Global Context and Australian Perspective
Japan’s gold market developments occur against a backdrop of international factors that resonate with Australian investors:
- Central Bank Accumulation: The trend of central banks worldwide increasing their gold reserves continues to support global demand.
- Geopolitical Considerations: Ongoing international tensions have enhanced gold’s traditional appeal as a safe-haven asset.
- Currency Risk Hedging: Gold’s role in mitigating currency fluctuation risks remains particularly relevant in the current economic climate.
For Australian investors, these patterns mirror similar dynamics in our domestic market, where gold continues to serve as both a portfolio diversifier and a strategic hedge against inflation and currency volatility.
Technical Analysis and Future Outlook
Market analysts have suggested potential price targets above ¥2,750 per ounce based on technical indicators, though such projections should be considered within the context of broader market forces. The current market reflects an ongoing tension between investors seeking inflation protection and those taking profits after substantial gains.
Looking forward, gold’s performance in Japan will likely be influenced by a complex interplay of Bank of Japan policy decisions, global market sentiment, and the balance between safe-haven demand and profit-taking behaviour.
Implications for Australian Investors
For Karat.au clients and Australian gold enthusiasts, Japan’s market developments offer valuable insights into regional trends that may influence our domestic gold market. The interplay between monetary policy, inflation concerns, and currency movements in Japan often foreshadows similar patterns in other Asia-Pacific economies.
While the recent weekly decline might appear concerning, the impressive yearly performance underscores gold’s enduring capacity to deliver substantial returns even in complex market environments—a characteristic that resonates with Australian investors seeking both growth and stability.
Frequently Asked Questions
How Do Seasonal Festivals in Japan Influence Local Gold Prices?
Seasonal celebrations in Japan create modest fluctuations in local gold prices, primarily affecting retail demand through traditional gift-giving practices during major festivals like Oshogatsu (New Year) and Golden Week.
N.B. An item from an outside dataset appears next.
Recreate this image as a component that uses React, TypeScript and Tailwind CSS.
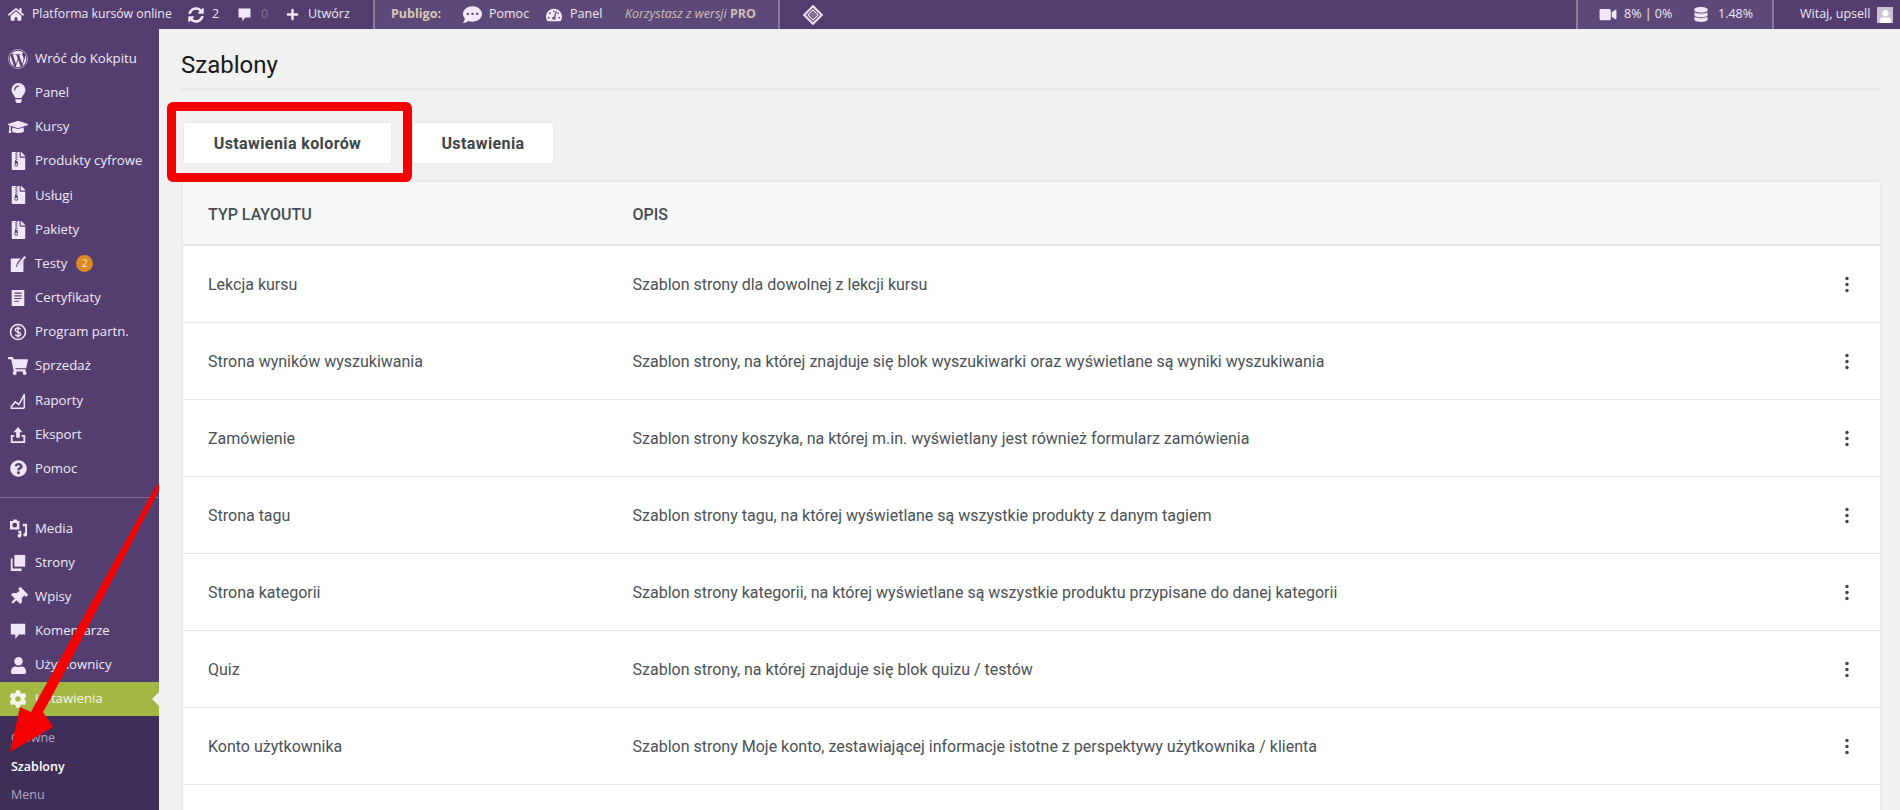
import type { ReactNode } from "react";
import {
  FaHome,
  FaSyncAlt,
  FaPlus,
  FaCommentDots,
  FaTachometerAlt,
  FaVideo,
  FaDatabase,
  FaUser,
  FaWordpress,
  FaLightbulb,
  FaGraduationCap,
  FaFileArchive,
  FaShoppingCart,
  FaQuestionCircle,
  FaThumbtack,
  FaCog,
} from "react-icons/fa";

const sans = "font-['Open_Sans',sans-serif]";

function CommentIcon({ className }: { className?: string }) {
  return (
    <svg viewBox="0 0 20 20" className={className} fill="currentColor">
      <path d="M2 2h16v12h-7l-4 5v-5H2z" />
    </svg>
  );
}

function CertIcon({ className }: { className?: string }) {
  return (
    <svg viewBox="0 0 20 20" className={className} fill="currentColor">
      <path
        fillRule="evenodd"
        d="M3 1h14v18H3zM6 4v1.200h8V4zM6 7v1.200h8V7zM6 10v1.200h8V10zM6 13v1.200h5V13z"
      />
    </svg>
  );
}

function DollarIcon({ className }: { className?: string }) {
  return (
    <svg viewBox="0 0 20 20" className={className} fill="none" stroke="currentColor">
      <circle cx="10" cy="10" r="8.300" strokeWidth="1.800" />
      <path d="M13 7c-.5-1-1.600-1.500-3-1.500-1.800 0-3 .9-3 2.200 0 3 6 1.600 6 4.500 0 1.300-1.200 2.300-3 2.300-1.500 0-2.600-.6-3.100-1.700M10 4v12" strokeWidth="1.500" />
    </svg>
  );
}

function ChartIcon({ className }: { className?: string }) {
  return (
    <svg viewBox="0 0 20 20" className={className} fill="none" stroke="currentColor" strokeWidth="1.700">
      <path d="M2 18h15M17 2v16M2 17l5-6 4 3 6-11" />
    </svg>
  );
}

function ExportIcon({ className }: { className?: string }) {
  return (
    <svg viewBox="0 0 20 20" className={className} fill="currentColor">
      <path d="M10 1l5 6h-3v6H8V7H5zM2 10h4v2H4v5h12v-5h-2v-2h4v9H2z" />
    </svg>
  );
}

function TestIcon({ className }: { className?: string }) {
  return (
    <svg viewBox="0 0 20 20" className={className} fill="currentColor">
      <path d="M2 4h11l-4 5-1.500 4.500L12 11l4-5v13H2zM17 1l2 1.500-8 9.500-2 .8.400-2.200z" />
    </svg>
  );
}

function MediaIcon({ className }: { className?: string }) {
  return (
    <svg viewBox="0 0 20 20" className={className} fill="currentColor">
      <path
        fillRule="evenodd"
        d="M1 2h3l1-1.500h3L9 2h2v9H1zM6 4a2.500 2.500 0 100 5 2.500 2.500 0 000-5z"
      />
      <path d="M13 5h6v11.500a2 2 0 11-2-2V7.500h-2.500V5zM9 13l4-1v5.500a2 2 0 11-2-2v-1.200l-1 .3z" />
    </svg>
  );
}

function PagesIcon({ className }: { className?: string }) {
  return (
    <svg viewBox="0 0 20 20" className={className} fill="currentColor">
      <path d="M6 1h12v13H6z" />
      <path d="M2 5h2v11h10v3H2z" />
    </svg>
  );
}

function PublIcon({ className }: { className?: string }) {
  return (
    <svg viewBox="0 0 20 20" className={className} fill="none" stroke="currentColor">
      <path d="M10 1l9 9-9 9-9-9z" fill="currentColor" fillOpacity="0.3" strokeWidth="1.800" />
      <path d="M10 5l5 5-5 5-5-5z" strokeWidth="1" />
    </svg>
  );
}

type MenuItem = { label: string; icon: ReactNode; badge?: string };

const ic = "w-[18px] h-[18px]";

const topMenu: MenuItem[] = [
  { label: "Wróć do Kokpitu", icon: <FaWordpress className="w-5 h-5" /> },
  { label: "Panel", icon: <FaLightbulb className="w-[17px] h-[20px]" /> },
  { label: "Kursy", icon: <FaGraduationCap className="w-5 h-5" /> },
  { label: "Produkty cyfrowe", icon: <FaFileArchive className="w-[15px] h-[18px]" /> },
  { label: "Usługi", icon: <FaFileArchive className="w-[15px] h-[18px]" /> },
  { label: "Pakiety", icon: <FaFileArchive className="w-[15px] h-[18px]" /> },
  { label: "Testy", icon: <TestIcon className={ic} />, badge: "2" },
  { label: "Certyfikaty", icon: <CertIcon className={ic} /> },
  { label: "Program partn.", icon: <DollarIcon className={ic} /> },
  { label: "Sprzedaż", icon: <FaShoppingCart className="w-5 h-[18px]" /> },
  { label: "Raporty", icon: <ChartIcon className={ic} /> },
  { label: "Eksport", icon: <ExportIcon className={ic} /> },
  { label: "Pomoc", icon: <FaQuestionCircle className="w-[17px] h-[17px]" /> },
];

const bottomMenu: MenuItem[] = [
  { label: "Media", icon: <MediaIcon className="w-[19px] h-[19px]" /> },
  { label: "Strony", icon: <PagesIcon className={ic} /> },
  { label: "Wpisy", icon: <FaThumbtack className="w-[18px] h-[18px] rotate-45" /> },
  { label: "Komentarze", icon: <CommentIcon className={ic} /> },
  { label: "Użytkownicy", icon: <FaUser className="w-[17px] h-[17px]" /> },
];

const rows = [
  ["Lekcja kursu", "Szablon strony dla dowolnej z lekcji kursu"],
  ["Strona wyników wyszukiwania", "Szablon strony, na której znajduje się blok wyszukiwarki oraz wyświetlane są wyniki wyszukiwania"],
  ["Zamówienie", "Szablon strony koszyka, na której m.in. wyświetlany jest również formularz zamówienia"],
  ["Strona tagu", "Szablon strony tagu, na której wyświetlane są wszystkie produkty z danym tagiem"],
  ["Strona kategorii", "Szablon strony kategorii, na której wyświetlane są wszystkie produktu przypisane do danej kategorii"],
  ["Quiz", "Szablon strony, na której znajduje się blok quizu / testów"],
  ["Konto użytkownika", "Szablon strony Moje konto, zestawiającej informacje istotne z perspektywy użytkownika / klienta"],
];

function SideRow({ item }: { item: MenuItem }) {
  return (
    <div className="flex items-center h-[34.2px] text-[13.200px] text-[#f1e9f8]">
      <span className="w-[35px] flex justify-center pl-[1px] text-[#efe7f8]">{item.icon}</span>
      <span>{item.label}</span>
      {item.badge && (
        <span className="ml-[9px] w-[17px] h-[17px] rounded-full bg-[#dc8a24] text-[10px] flex items-center justify-center text-[#f8e8d0]">
          {item.badge}
        </span>
      )}
    </div>
  );
}

export default function App() {
  return (
    <div className={`relative h-[810px] overflow-hidden flex flex-col bg-[#f1f1f1] ${sans}`}>
      {/* admin bar */}
      <header className="h-[29px] shrink-0 flex items-center text-[12.500px] text-[#f1e9f8] bg-[#523d6e]">
        <div className="flex items-center w-[373px] shrink-0">
          <FaHome className="ml-[8px] w-[16px] h-[15px]" />
          <span className="ml-[8px] w-[156px] text-[12.250px]">Platforma kursów online</span>
          <FaSyncAlt className="w-[16px] h-[16px]" />
          <span className="ml-[8px] w-[25px]">2</span>
          <CommentIcon className="w-[15px] h-[15px]" />
          <span className="ml-[9px] w-[25px] text-[#85769c]">0</span>
          <FaPlus className="w-[13px] h-[13px]" />
          <span className="ml-[9px]">Utwórz</span>
        </div>
        <div className="flex items-center w-[407px] h-full shrink-0 bg-[#5d4979] border-x-2 border-[#8a7a9f]">
          <span className="ml-[16px] w-[72px] font-bold text-[#d8c9b5]">Publigo:</span>
          <FaCommentDots className="w-[19px] h-[19px]" />
          <span className="ml-[7px] w-[57px]">Pomoc</span>
          <FaTachometerAlt className="w-[16px] h-[16px]" />
          <span className="ml-[8px] w-[55px]">Panel</span>
          <span className="italic text-[#cdbfb4] whitespace-nowrap">
            Korzystasz z wersji <b className="not-italic">PRO</b>
          </span>
        </div>
        <div className="flex-1 flex items-center">
          <PublIcon className="ml-[23px] w-[20px] h-[20px] text-[#f1e9f8]" />
        </div>
        <div className="flex items-center w-[198px] h-full shrink-0 bg-[#5d4979] border-x-2 border-[#8a7a9f]">
          <FaVideo className="ml-[21px] w-[18px] h-[15px]" />
          <span className="ml-[7px] w-[70px]">8% | 0%</span>
          <FaDatabase className="w-[14px] h-[15px]" />
          <span className="ml-[10px]">1.48%</span>
        </div>
        <span className="ml-[26px] w-[77px] whitespace-nowrap">Witaj, upsell</span>
        <span className="mr-[7px] w-[16px] h-[16px] bg-[#c9c2d2] flex items-end justify-center overflow-hidden">
          <FaUser className="w-[13px] h-[13px] text-white" />
        </span>
      </header>

      <div className="flex-1 flex min-h-0">
        {/* side menu */}
        <aside className="w-[159px] shrink-0 bg-[#533e6f] flex flex-col pt-[12.600px]">
          {topMenu.map((item) => (
            <SideRow key={item.label} item={item} />
          ))}
          <div className="mt-[11px] mb-[13.400px] h-px bg-[#7d6b97]" />
          {bottomMenu.map((item) => (
            <SideRow key={item.label} item={item} />
          ))}
          <div className="relative flex items-center h-[34px] bg-[#a3b744] text-[13.200px] text-[#f6f6e8]">
            <span className="w-[35px] flex justify-center pl-[1px]">
              <FaCog className="w-[18px] h-[18px]" />
            </span>
            <span>Ustawienia</span>
            <span className="absolute right-0 top-[10px] border-y-[7px] border-r-[7px] border-y-transparent border-r-[#f1f1f1]" />
          </div>
          <div className="flex-1 bg-[#3f2f58] pt-[8px] pl-[11px] text-[12.500px] text-[#b1a6c0] leading-[28.500px]">
            <div>Główne</div>
            <div className="font-semibold text-white">Szablony</div>
            <div>Menu</div>
          </div>
        </aside>

        {/* content */}
        <main className="flex-1 min-w-0 pl-[22px] pr-[20px] font-['Roboto',sans-serif]">
          <div className="h-[61px] flex items-center border-b-2 border-[#e8e8e8] pt-[13px]">
            <h1 className="text-[24px] font-normal text-[#16181a]">Szablony</h1>
          </div>
          <div className="relative mt-[32px] ml-[2px] flex gap-[20px] text-[16px] font-bold text-[#3d4449] tracking-[0.4px]">
            <button className="w-[209px] h-[42px] pt-[2px] bg-white border border-[#e9ebef] rounded-[2px]">Ustawienia kolorów</button>
            <button className="w-[142px] h-[42px] pt-[2px] bg-white border border-[#e9ebef] rounded-[2px]">Ustawienia</button>
            <div className="absolute left-[-16px] top-[-20px] w-[245px] h-[80px] border-[9px] border-[#f40000] rounded-[6px]" />
          </div>

          <div className="mt-[18px] ml-[2px] bg-white shadow-[0_0_3px_rgba(0,0,0,0.1)] text-[16px] text-[#4a5157]">
            <div className="h-[64px] pt-[4px] flex items-center bg-[#f7f8f9] border-b-2 border-[#e6e6e8] font-medium text-[#464c52]">
              <div className="pl-[25px] w-[449.500px]">TYP LAYOUTU</div>
              <div>OPIS</div>
            </div>
            {rows.map(([name, desc]) => (
              <div key={name} className="h-[77px] pt-[1px] flex items-center border-b border-[#e6e6e8]">
                <div className="pl-[25px] w-[449.500px]">{name}</div>
                <div className="flex-1">{desc}</div>
                <svg viewBox="0 0 4 20" className="mr-[31px] w-[4px] h-[17px] text-[#3f4448]" fill="currentColor">
                  <circle cx="2" cy="3" r="2" />
                  <circle cx="2" cy="10" r="2" />
                  <circle cx="2" cy="17" r="2" />
                </svg>
              </div>
            ))}
            <div className="h-[60px]" />
          </div>
        </main>
      </div>

      {/* red annotation arrow over the menu */}
      <svg className="absolute left-0 top-0 w-[170px] h-[810px] pointer-events-none" viewBox="0 0 170 810">
        <polygon points="159,484 159,490 50,700 43,712 53,727 10,752 20,707 31,712 38,699 156,486" fill="#f40000" />
      </svg>
    </div>
  );
}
These seasonal patterns primarily impact retail products rather than broader market indicators, creating a localised effect that rarely influences international gold prices significantly.
What Documentation Is Required to Buy Gold Bullion in Japan?
Purchasing gold bullion in Japan involves comprehensive documentation requirements. Buyers must present valid government identification and a MyNumber card for transactions exceeding ¥1 million. Foreign purchasers face additional verification processes under anti-smuggling regulations. Transactions above specified thresholds trigger supplementary documentation requirements, with dealers required to maintain detailed records of all transactions.
Are There Restrictions on Carrying Gold When Travelling From Japan?
Japan maintains strict regulations governing the transport of gold across its borders. Travellers must declare quantities exceeding 1 kg of bullion (90%+ purity) to customs authorities. Additionally, any gold valued above 1 million yen requires formal declaration through specific documentation, including the “Declaration of Carrying Means of Payment” and “Accompanied Articles” forms. Non-compliance with these requirements may result in substantial penalties, including fines and confiscation.
Which Japanese Cities Offer the Most Competitive Gold Buying Rates?
Okachimachi in Tokyo is recognised as a premier destination for competitive gold buying rates, largely due to its concentration of wholesale operations. Osaka’s Namba district provides strong competition with favourable bulk pricing, while Fukuoka has emerged as an increasingly competitive market. Ginza, despite its luxury retail focus, occasionally offers attractive rates when market conditions align favourably.
How Does the Japanese Consumption Tax Affect Gold Investment Returns?
Japan’s 10% consumption tax on gold creates a distinctive market dynamic. While investors initially pay this tax on purchase, they can fully recover it when selling—creating a fundamentally neutral impact on investment returns. This tax structure has unfortunately led to smuggling activities from tax-free jurisdictions such as Hong Kong, as individuals attempt to exploit the tax recovery mechanism. Authorities have responded with enhanced enforcement measures to address these unintended consequences.
Note: This market analysis is provided for informational purposes only and does not constitute financial advice. All investors should conduct their own research or consult with qualified financial professionals before making investment decisions.